In Iran's case, mutual mistrust runs just as deep.

For Iran, the nuclear issue is "simply a pretext for regime change," says Sadjadpour of ICG. "They believe that if they are going to compromise, it's not going to get them out of trouble, but be seen as a sign of weakness [that will] invite further pressure."

Likewise, the US believes "Iran's intentions are not peaceful, and they should not reward bad behavior," says Sadjadpour. "So Iran needs to compromise unequivocally, not based on whatever incentives the US can offer."

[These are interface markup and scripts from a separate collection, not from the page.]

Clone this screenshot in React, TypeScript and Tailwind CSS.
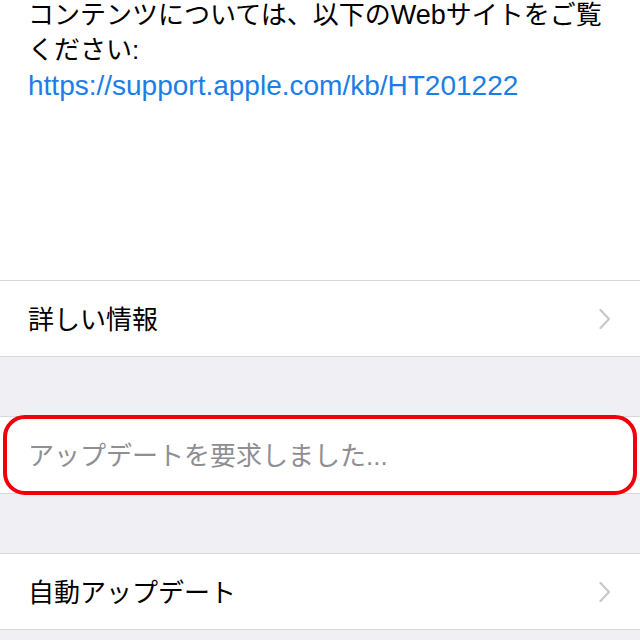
import React from "react";

const jp = { fontFamily: '"Liberation Sans", "Noto Sans CJK JP", sans-serif' };

const Chevron = () => (
  <svg width="14" height="22" viewBox="0 0 14 22" fill="none">
    <path d="M2.5 2L11 11L2.5 20" stroke="#c7c7cc" strokeWidth="2.2" strokeLinecap="round" strokeLinejoin="round" />
  </svg>
);

const Row = ({ label }: { label: string }) => (
  <div className="flex h-[77px] items-center justify-between border-y border-[#d8d8dc] bg-white pl-[28px] pr-[28px]">
    <span className="pt-[3px] text-[26px] text-black">{label}</span>
    <Chevron />
  </div>
);

export default function App() {
  return (
    <div className="h-[640px] w-[640px] overflow-hidden bg-[#efeff4]" style={jp}>
      <div className="h-[280px] bg-white px-[28px]">
        <p className="relative -top-[2px] text-[26px] leading-[35px] text-black">
          コンテンツについては、以下の<span className="text-[27px]">Web</span>サイトをご覧
          <br />
          ください:
          <br />
          <span className="text-[28px] text-[#1a7ee6]">https://support.apple.com/kb/HT201222</span>
        </p>
      </div>
      <Row label="詳しい情報" />
      <div className="h-[59px]" />
      <div className="relative">
        <div className="flex h-[78px] items-center border-y border-[#d8d8dc] bg-white pl-[28px]">
          <span className="pt-[2px] text-[26px] text-[#8e8e93]">アップデートを要求しました...</span>
        </div>
        <div className="pointer-events-none absolute -top-[1px] left-[3px] right-[3px] h-[80px] rounded-[22px] border-[4px] border-[#f0000d]" />
      </div>
      <div className="h-[59px]" />
      <Row label="自動アップデート" />
    </div>
  );
}
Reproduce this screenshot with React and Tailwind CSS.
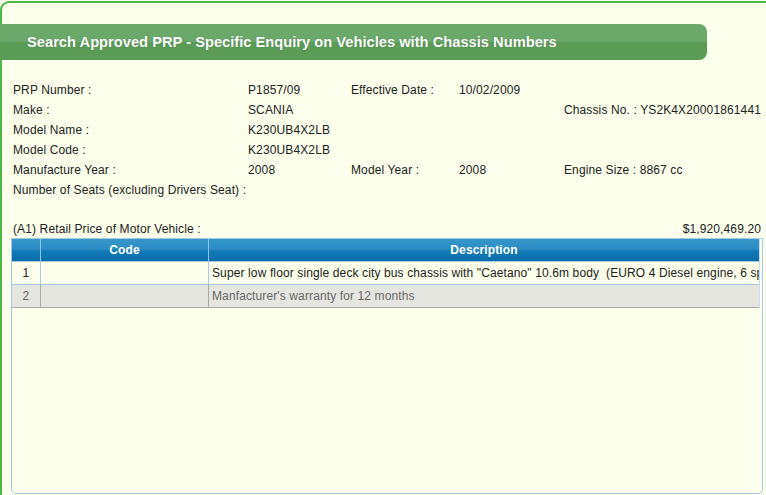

Both the US and Europeans are in a further dilemma, he adds. While offering nothing to former Iranian President Mohammad Khatami, whose mantra was a "dialogue of civilizations," reaching out to this president "sends the message to Tehran that a belligerent foreign policy reaps rewards."

The leap to talks would not be so great, considering that Iranians are perhaps the most pro-US population in the Middle East. A poll commissioned by a parliamentary committee in 2002 showed that 75 percent of Iranians favored renewing ties with the US. When the results were leaked to the press, one pollster working with an American firm was jailed on charges of selling confidential information to an "enemy state."

The Bush administration late last year authorized the US Ambassador to Iraq, Zalmay Khalilzad, to speak to Iranian officials in meetings that both sides say would be limited only to Iraq issues.

"The fact is that the publicity about [Ahmadinejad's letter] is more important than the content," says Semati at the Wilson Center. "They are trying, in the public domain, to say 'We are using every tool to convince the Americans - and the world - that we want to talk, and want to solve these differences by diplomacy.' "

Iranian newspapers Tuesday showed both presidents on their front pages, sometimes juxtaposed to imply that Bush was attentively reading the Iranian missive.

"[Ahmadinejad] wanted to get himself on the stage, and take control of the issues," adds Semati. "He wants to be a player."